I also listened to Undead Girl Gang by Lily Anderson before ContemporaryAThon, which is a weird like fantasy but contemporary feeling book about Mila Flores who brings back her best friend from the dead. The catch is that it’s only for seven days and also that she also brought back these two mean girls as well, June and Dayton. The four girls have some fascinating adventures as they try to uncover who murdered Riley, although June and Dayton are adamant they did not hang themselves. This book was… well, interesting. I’m so mad at the way it ended, I can’t even wrap my head around giving you a more fair view of whether the book was good or not. Basically, if you want to read a YA fantasy/romance type story, this is not for you.

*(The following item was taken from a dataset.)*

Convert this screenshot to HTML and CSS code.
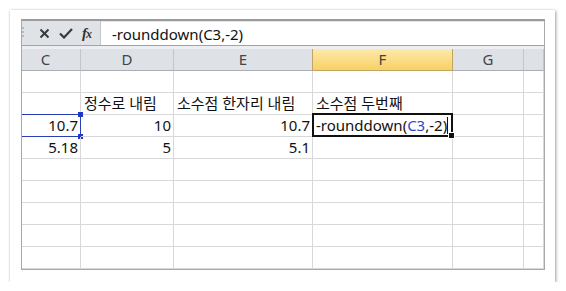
FILE: index.html
```html
<!DOCTYPE html>
<html lang="ko">
<head>
    <meta charset="UTF-8">
    <title>ROUNDDOWN</title>
    <link rel="stylesheet" href="styles.css">
</head>
<body>
    <div class="card">
        <div class="sheet">
            <div class="formula-bar">
                <div class="fx-tools">
                    <span class="grip"></span>
                    <svg class="icon cancel" width="11" height="11" viewBox="0 0 11 11">
                        <path d="M1.5 1.5 L9.5 9.5 M9.5 1.5 L1.5 9.5" stroke="#3a3a3a" stroke-width="2" fill="none"/>
                    </svg>
                    <svg class="icon enter" width="14" height="11" viewBox="0 0 14 11">
                        <path d="M1 5.5 L5 9.5 L13 1" stroke="#3a3a3a" stroke-width="2.2" fill="none"/>
                    </svg>
                    <span class="fx"><i>f</i><i class="fx-x">x</i></span>
                </div>
                <div class="formula-input">-rounddown(C3,-2)</div>
            </div>
            <div class="bar-gap"></div>
            <div class="grid">
                <div class="head cut">C</div>
                <div class="head">D</div>
                <div class="head">E</div>
                <div class="head active">F</div>
                <div class="head">G</div>
                <div class="head"></div>

                <div class="cell"></div><div class="cell"></div><div class="cell"></div><div class="cell"></div><div class="cell"></div><div class="cell"></div>

                <div class="cell"></div>
                <div class="cell">정수로 내림</div>
                <div class="cell">소수점 한자리 내림</div>
                <div class="cell">소수점 두번째</div>
                <div class="cell"></div><div class="cell"></div>

                <div class="cell num ref">10.7<span class="ref-dot top"></span><span class="ref-dot bottom"></span></div>
                <div class="cell num">10</div>
                <div class="cell num">10.7</div>
                <div class="cell editing">-rounddown(<span class="ref-text">C3</span>,-2)<span class="caret"></span><span class="fill-handle"></span></div>
                <div class="cell"></div><div class="cell"></div>

                <div class="cell num">5.18</div>
                <div class="cell num">5</div>
                <div class="cell num">5.1</div>
                <div class="cell"></div><div class="cell"></div><div class="cell"></div>

                <div class="cell"></div><div class="cell"></div><div class="cell"></div><div class="cell"></div><div class="cell"></div><div class="cell"></div>
                <div class="cell"></div><div class="cell"></div><div class="cell"></div><div class="cell"></div><div class="cell"></div><div class="cell"></div>
                <div class="cell"></div><div class="cell"></div><div class="cell"></div><div class="cell"></div><div class="cell"></div><div class="cell"></div>
                <div class="cell"></div><div class="cell"></div><div class="cell"></div><div class="cell"></div><div class="cell"></div><div class="cell"></div>
                <div class="cell"></div><div class="cell"></div><div class="cell"></div><div class="cell"></div><div class="cell"></div><div class="cell"></div>
            </div>
        </div>
    </div>
</body>
</html>
```

FILE: styles.css
```css
body {
    margin: 0;
    background-color: #fff;
    font-family: "Noto Sans", "Noto Sans CJK KR", sans-serif;
    font-size: 15px;
    color: #111;
}
.card {
    margin: 10px 0 0 10px;
    width: 545px;
    height: 272px;
    box-sizing: border-box;
    padding: 9px 10px 0 11px;
    background-color: #fff;
    box-shadow: 1px 1px 3px rgba(0, 0, 0, 0.35), 0 0 2px rgba(0, 0, 0, 0.12);
}
.sheet {
    height: 251px;
    box-sizing: border-box;
    border-top: 2px solid #9b9b9b;
    border-left: 1px solid #a9a9a9;
    border-right: 1px solid #a9a9a9;
    border-bottom: 1px solid #a9a9a9;
    overflow: hidden;
}
.formula-bar {
    display: flex;
    height: 24px;
    border-bottom: 1px solid #9fa4aa;
}
.fx-tools {
    position: relative;
    width: 78px;
    display: flex;
    align-items: center;
    background-color: #dfe3e8;
    border-right: 1px solid #c3c6ca;
}
.grip {
    position: absolute;
    left: 0;
    top: 6px;
    width: 2px;
    height: 12px;
    background: repeating-linear-gradient(#b9bcc0 0 2px, transparent 2px 4px);
}
.icon.cancel {
    margin-left: 17px;
}
.icon.enter {
    margin-left: 9px;
}
.fx {
    margin-left: 9px;
    font-family: "Liberation Serif", serif;
    font-size: 15px;
    font-weight: bold;
    color: #333;
    letter-spacing: -1px;
}
.fx-x {
    font-size: 12px;
}
.formula-input {
    flex: 1;
    padding-left: 11px;
    line-height: 24px;
    background-color: #fff;
    border-top: 1px solid #e2e4e7;
}
.bar-gap {
    height: 3px;
    background-color: #eceef1;
}
.grid {
    display: grid;
    grid-template-columns: 59px 93px 139px 140px 71px 1fr;
    grid-auto-rows: 22px;
}
.head {
    text-align: center;
    line-height: 21px;
    color: #444;
    background-color: #dee2e7;
    border-right: 1px solid #c3c7cc;
    border-bottom: 1px solid #a9aeb4;
}
.head.cut {
    padding-right: 11px;
}
.head.active {
    background: linear-gradient(#fde9a9, #f8d166);
    border-left: 1px solid #c2a563;
    border-right: 1px solid #c2a563;
    margin-left: -1px;
    border-bottom-color: #c2a563;
}
.cell {
    position: relative;
    padding: 0 3px;
    line-height: 21px;
    white-space: nowrap;
    border-right: 1px solid #d8d8d8;
    border-bottom: 1px solid #d8d8d8;
}
.cell.num {
    text-align: right;
    padding-right: 2px;
}
.cell.ref {
    margin-top: -1px;
    border-top: 1px solid #2a3fb3;
    border-right-color: #2a3fb3;
    border-bottom-color: #2a3fb3;
}
.ref-dot {
    position: absolute;
    right: -3px;
    width: 5px;
    height: 5px;
    background-color: #1f37c9;
}
.ref-dot.top {
    top: -3px;
}
.ref-dot.bottom {
    bottom: -3px;
}
.cell.editing {
    margin: -2px 0 0 -1px;
    padding-left: 2px;
    border: 2px solid #111;
    z-index: 1;
}
.ref-text {
    color: #3347c2;
}
.caret {
    position: absolute;
    left: 133px;
    top: 2px;
    width: 1px;
    height: 17px;
    background-color: #111;
}
.fill-handle {
    position: absolute;
    right: -4px;
    bottom: -4px;
    width: 5px;
    height: 5px;
    background-color: #111;
    border: 1px solid #fff;
}
```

And then it was ContemporaryAThon, so I will direct you to that post if you would like my feelings about Level Up by Cathy Yardley (spoiler alert: I loved it), Thirsty by Mia Hopkins (amazing), Royal Holiday by Jasmine Guillory (aka apparently the first Black romance writer!!! My annoyance…), Pride by Ibi Zoboi (not for me, but could be for you), Don’t Date Rosa Santos by Nina Moreno (loved it, can’t wait for Moreno’s sophomore novel), Stripped by Zoey Castille (I HATED the beginning, but I actually really enjoyed the book), The Japanese Lover by Isabel Allende (I should never read literary fiction, let’s be real), and The Write Escape by Charish Reid (why would you denigrate romance in a romance novel??? Je ne comprend pas.). So enjoy my thoughts over on the ContemporaryAThon Wrap Up post if you would like.

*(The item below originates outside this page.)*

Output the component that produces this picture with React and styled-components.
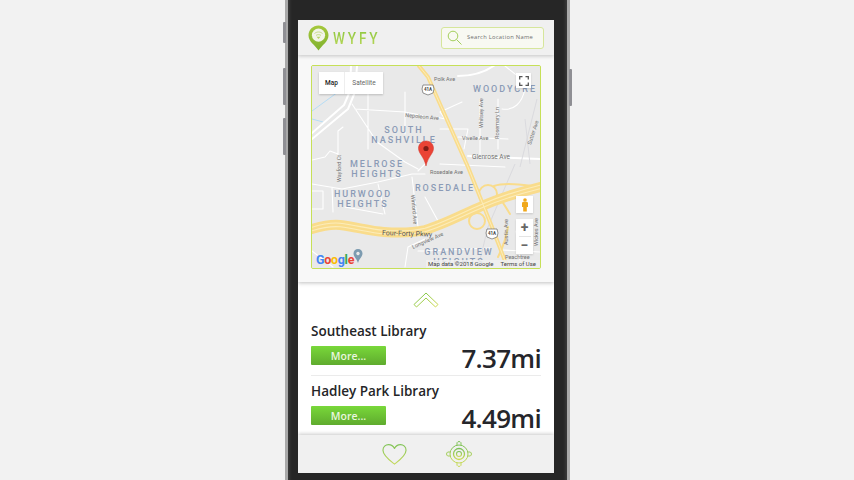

My favorite book of the month was Level Up by Cathy Yardley. What was yours? Was your September not that great or was it lovely? All I know is that, “I’m so glad I live in a world where there are Octobers,” is truly the best quote for how I’m feeling as I write this post. I’m sitting in my local coffee shop with a new scarf wrapped around me and a white chocolate mocha latte beside my laptop. It’s a good month and NC may FINALLY be taking a turn for Fall. Fingers crossed!